# Preparing Tax Return on Rental Income



## dublin15 (21 Aug 2005)

For the last 12 months I have been renting my former home and am now preparing a Form 12. I lived in the house for over 5 years and when I moved residence I left most of the furniture behind. I have receipts for the furniture some of which is up to 4 years old. My question is can I write off at 12.5% a year any of this furniture or can I only write off new furiture that has been bought since I rented the property?


----------



## ClubMan (21 Aug 2005)

Does [broken link removed] answer your questions?


----------



## dublin15 (21 Aug 2005)

No, it does not specify. I assume its for new furniture only but Im looking for advice/opinions


----------



## Ham Slicer (23 Aug 2005)

The furniture has a value.

It will depreciate.

So you can claim CA on it.

Hope this helps.


----------



## dublin15 (23 Aug 2005)

Thank you for the reply.

Can I ask what CA is?

And can I claim on all the furniture or only that which has been purchased since the house became a rented property?


----------



## WizardDr (24 Aug 2005)

If this was your principal private residence for part of this 12 months .. Rent - a -room relief may apply.


----------



## Ham Slicer (24 Aug 2005)

dublin15 said:
			
		

> Can I ask what CA is?



The 12.5% write off you mention are Capital Allowances


----------



## dublin15 (26 Aug 2005)

Thanks again for the information.

Im still confused as to whether or not I can claim CA on furniture that was in house prior to the start of rental.
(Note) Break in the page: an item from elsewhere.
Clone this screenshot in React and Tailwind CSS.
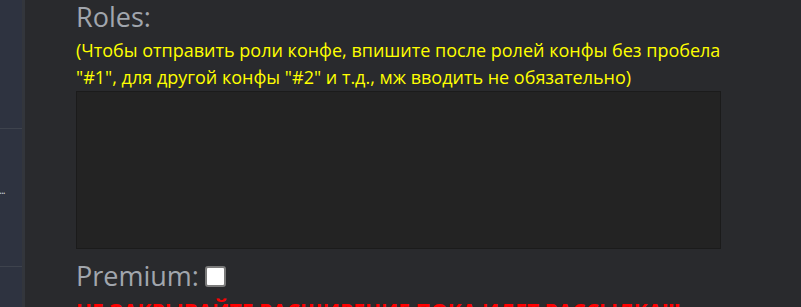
export default function App() {
  return (
    <div
      className="flex h-[307px] w-[801px] overflow-hidden bg-[#292a2d]"
      style={{ fontFamily: '"Open Sans", "Noto Sans", sans-serif' }}
    >
      {/* sidebar edge */}
      <aside className="flex w-[25px] shrink-0 flex-col border-r-[3px] border-[#33363c] bg-[#2e3340]">
        <div className="h-[129px] shrink-0 border-b border-[#3e434d]" />
        <div className="flex h-[138px] shrink-0 items-center border-b border-[#3e434d] pb-[16px]">
          <span className="-ml-[1px] text-[11px] leading-none tracking-[-1px] text-[#c9ced6]">...</span>
        </div>
        <div className="flex-1" />
      </aside>

      <main className="flex flex-col pl-[51px]">
        <h2 className="mt-[4px] shrink-0 text-[27px] leading-[26px] text-[#a1a6ad]">Roles:</h2>
        <p className="mt-[7px] shrink-0 whitespace-nowrap text-[18px] leading-[27px] text-[#ffff00]">
          (Чтобы отправить роли конфе, впишите после ролей конфы без пробела
          <br />
          "#1", для другой конфы "#2" и т.д., мж вводить не обязательно)
        </p>
        <textarea className="h-[158px] w-[645px] shrink-0 resize-none border border-[#1b1b1b] bg-[#232323] text-white outline-none" />
        <label className="mt-[14px] flex shrink-0 items-center gap-[6px] text-[27px] leading-[26px] text-[#a1a6ad]">
          Premium:
          <span className="h-[21px] w-[21px] rounded-[3px] border-2 border-[#7b7b7b] bg-white" />
        </label>
        <p className="mt-[12px] shrink-0 whitespace-nowrap text-[21px] font-bold leading-[20px] text-[#ff0000]">
          НЕ ЗАКРЫВАЙТЕ РАСШИРЕНИЕ ПОКА ИДЕТ РАССЫЛКА!!!
        </p>
      </main>
    </div>
  )
}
Am i allowed claim CA on all furiture or only the new furniture that was bought specifically for the rented period?


----------



## delgirl (26 Aug 2005)

Hi Dublin15

Your property does not have to be newly kitted out to claim the 12.5% annual wear and tear allowance.

Just make an inventory of the fixtures and fittings and guesstimate their values as at the date of the first letting.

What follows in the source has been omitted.